▸ Records shown:
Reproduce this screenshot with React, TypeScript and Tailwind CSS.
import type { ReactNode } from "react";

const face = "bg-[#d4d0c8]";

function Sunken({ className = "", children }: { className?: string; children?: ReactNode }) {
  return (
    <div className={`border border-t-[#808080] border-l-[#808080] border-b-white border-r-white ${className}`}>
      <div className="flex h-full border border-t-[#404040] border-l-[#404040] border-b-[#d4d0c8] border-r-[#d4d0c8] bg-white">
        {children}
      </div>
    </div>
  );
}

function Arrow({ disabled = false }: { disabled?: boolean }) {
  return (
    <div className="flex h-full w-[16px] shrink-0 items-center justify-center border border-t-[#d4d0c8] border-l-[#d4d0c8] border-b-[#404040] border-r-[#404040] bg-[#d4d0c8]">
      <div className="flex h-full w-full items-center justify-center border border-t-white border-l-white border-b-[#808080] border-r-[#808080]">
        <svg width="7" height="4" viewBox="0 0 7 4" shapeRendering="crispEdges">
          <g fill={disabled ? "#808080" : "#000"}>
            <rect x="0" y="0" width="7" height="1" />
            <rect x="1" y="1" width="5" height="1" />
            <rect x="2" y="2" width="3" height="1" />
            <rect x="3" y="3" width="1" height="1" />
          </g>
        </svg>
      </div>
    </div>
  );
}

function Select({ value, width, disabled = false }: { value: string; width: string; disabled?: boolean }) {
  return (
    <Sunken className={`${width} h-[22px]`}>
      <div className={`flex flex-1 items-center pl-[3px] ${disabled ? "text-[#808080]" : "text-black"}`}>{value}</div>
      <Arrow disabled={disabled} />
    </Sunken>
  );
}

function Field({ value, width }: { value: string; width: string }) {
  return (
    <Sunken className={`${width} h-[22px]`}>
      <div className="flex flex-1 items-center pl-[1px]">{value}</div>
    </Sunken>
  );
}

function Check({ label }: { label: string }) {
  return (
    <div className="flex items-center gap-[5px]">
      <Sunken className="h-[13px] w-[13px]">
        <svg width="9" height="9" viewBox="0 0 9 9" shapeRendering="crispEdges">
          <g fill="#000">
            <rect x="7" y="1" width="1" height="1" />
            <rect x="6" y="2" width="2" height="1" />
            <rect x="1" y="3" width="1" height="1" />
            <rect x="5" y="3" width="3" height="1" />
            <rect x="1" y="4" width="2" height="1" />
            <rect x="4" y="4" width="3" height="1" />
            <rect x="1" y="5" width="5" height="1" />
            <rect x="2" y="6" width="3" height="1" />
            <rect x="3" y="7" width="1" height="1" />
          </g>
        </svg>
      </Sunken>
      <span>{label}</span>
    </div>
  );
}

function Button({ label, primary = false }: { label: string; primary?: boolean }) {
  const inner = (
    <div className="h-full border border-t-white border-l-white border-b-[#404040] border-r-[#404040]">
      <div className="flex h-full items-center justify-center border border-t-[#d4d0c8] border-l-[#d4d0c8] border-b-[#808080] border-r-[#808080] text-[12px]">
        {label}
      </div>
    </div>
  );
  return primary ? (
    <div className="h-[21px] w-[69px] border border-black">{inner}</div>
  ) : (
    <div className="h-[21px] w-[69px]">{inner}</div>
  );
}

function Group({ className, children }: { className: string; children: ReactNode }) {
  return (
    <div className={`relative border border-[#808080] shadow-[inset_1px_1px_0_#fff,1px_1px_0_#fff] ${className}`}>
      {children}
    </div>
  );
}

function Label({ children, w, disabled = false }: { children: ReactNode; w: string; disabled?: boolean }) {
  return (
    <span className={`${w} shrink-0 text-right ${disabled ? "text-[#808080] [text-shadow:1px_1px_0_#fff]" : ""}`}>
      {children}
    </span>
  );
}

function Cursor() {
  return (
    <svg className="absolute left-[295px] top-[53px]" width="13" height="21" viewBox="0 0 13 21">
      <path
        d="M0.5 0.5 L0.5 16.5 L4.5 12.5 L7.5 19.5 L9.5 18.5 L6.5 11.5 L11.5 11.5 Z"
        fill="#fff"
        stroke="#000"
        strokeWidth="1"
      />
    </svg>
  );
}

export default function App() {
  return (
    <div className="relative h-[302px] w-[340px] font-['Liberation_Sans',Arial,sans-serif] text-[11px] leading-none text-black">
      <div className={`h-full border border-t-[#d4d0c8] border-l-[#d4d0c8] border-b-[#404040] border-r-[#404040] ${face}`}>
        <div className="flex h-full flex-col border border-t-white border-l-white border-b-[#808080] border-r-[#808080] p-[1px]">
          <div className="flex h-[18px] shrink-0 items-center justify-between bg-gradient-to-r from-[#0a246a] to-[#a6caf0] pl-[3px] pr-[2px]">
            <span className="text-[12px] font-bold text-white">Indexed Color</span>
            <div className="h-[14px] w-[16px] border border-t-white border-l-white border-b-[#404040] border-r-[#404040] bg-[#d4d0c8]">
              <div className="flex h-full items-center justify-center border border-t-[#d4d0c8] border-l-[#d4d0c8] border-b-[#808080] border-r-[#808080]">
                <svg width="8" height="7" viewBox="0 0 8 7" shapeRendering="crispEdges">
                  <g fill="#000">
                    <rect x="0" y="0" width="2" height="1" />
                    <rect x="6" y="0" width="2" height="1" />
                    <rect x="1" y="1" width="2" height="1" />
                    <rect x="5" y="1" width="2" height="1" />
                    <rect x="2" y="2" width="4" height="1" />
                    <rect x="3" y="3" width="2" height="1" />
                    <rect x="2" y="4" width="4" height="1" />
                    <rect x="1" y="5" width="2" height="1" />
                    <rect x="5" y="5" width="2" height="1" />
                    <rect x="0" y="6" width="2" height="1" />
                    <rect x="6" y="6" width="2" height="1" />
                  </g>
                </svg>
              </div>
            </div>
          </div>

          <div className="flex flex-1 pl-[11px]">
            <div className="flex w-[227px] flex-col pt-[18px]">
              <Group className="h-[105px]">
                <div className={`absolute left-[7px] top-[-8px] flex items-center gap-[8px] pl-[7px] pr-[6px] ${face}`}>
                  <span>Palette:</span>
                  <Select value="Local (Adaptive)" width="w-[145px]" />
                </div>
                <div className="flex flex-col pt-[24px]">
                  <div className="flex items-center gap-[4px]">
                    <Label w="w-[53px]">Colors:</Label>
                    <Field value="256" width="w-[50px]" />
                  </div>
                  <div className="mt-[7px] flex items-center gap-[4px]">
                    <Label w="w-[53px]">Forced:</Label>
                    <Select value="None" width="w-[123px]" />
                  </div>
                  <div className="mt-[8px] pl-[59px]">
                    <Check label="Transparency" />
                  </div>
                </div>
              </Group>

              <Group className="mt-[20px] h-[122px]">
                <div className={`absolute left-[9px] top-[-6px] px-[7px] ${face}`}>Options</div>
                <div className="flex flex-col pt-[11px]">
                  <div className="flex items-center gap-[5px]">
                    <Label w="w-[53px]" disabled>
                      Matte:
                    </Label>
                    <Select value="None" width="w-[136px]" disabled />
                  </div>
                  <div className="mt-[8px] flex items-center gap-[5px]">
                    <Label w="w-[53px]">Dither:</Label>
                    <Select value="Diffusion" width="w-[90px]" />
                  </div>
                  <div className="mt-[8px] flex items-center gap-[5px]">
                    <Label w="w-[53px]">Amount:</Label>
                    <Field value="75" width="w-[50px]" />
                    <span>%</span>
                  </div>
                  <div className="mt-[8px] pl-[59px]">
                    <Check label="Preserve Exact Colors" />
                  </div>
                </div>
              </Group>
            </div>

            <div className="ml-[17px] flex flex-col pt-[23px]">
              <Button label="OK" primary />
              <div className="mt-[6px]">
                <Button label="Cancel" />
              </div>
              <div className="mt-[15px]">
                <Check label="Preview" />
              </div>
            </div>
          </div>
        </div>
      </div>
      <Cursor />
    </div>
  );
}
--
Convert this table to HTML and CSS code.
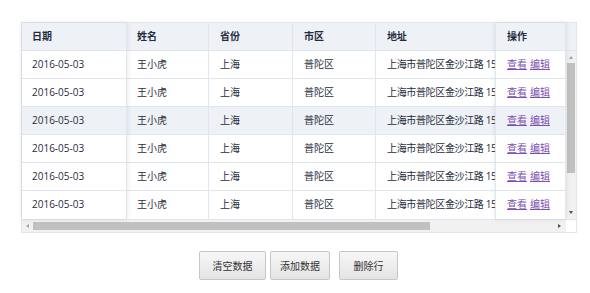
---
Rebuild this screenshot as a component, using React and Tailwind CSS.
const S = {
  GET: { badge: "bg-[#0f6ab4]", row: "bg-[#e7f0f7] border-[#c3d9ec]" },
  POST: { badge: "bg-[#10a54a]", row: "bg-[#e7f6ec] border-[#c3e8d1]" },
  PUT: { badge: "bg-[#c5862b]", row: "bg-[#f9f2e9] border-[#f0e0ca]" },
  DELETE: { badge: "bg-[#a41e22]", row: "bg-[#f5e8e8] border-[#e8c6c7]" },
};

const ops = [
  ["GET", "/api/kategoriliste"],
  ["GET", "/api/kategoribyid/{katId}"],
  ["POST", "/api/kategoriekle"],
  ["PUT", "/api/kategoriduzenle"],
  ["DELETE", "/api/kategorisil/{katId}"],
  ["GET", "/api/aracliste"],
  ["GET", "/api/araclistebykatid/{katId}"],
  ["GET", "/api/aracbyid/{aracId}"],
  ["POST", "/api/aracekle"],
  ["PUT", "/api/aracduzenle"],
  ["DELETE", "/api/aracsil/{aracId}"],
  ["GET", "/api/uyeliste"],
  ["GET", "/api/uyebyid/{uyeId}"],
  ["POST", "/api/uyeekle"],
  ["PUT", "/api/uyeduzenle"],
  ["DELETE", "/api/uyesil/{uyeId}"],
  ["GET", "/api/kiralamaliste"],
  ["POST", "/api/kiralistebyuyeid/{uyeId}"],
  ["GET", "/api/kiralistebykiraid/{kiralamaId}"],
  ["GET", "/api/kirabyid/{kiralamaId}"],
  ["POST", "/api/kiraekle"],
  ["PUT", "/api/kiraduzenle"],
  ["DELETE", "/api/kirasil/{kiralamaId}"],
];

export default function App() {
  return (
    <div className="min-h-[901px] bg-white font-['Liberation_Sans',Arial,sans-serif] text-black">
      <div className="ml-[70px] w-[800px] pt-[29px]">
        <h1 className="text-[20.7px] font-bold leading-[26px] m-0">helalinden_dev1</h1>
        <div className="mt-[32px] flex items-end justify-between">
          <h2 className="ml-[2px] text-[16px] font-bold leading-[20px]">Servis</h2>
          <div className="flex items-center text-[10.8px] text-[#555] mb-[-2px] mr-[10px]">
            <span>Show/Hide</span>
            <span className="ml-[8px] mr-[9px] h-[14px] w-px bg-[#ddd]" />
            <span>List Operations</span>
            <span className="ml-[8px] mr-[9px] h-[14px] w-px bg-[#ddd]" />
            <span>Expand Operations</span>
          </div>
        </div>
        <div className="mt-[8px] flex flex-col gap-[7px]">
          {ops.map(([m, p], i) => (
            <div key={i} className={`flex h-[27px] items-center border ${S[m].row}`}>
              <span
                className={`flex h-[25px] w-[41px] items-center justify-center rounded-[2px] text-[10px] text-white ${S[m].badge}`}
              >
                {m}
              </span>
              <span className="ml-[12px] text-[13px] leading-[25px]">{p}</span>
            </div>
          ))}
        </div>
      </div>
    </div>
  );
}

▸ Problem requirements: Tell how many lines of the data include the word "Tailwind", and nothing else.

▸ Exercise solution: 2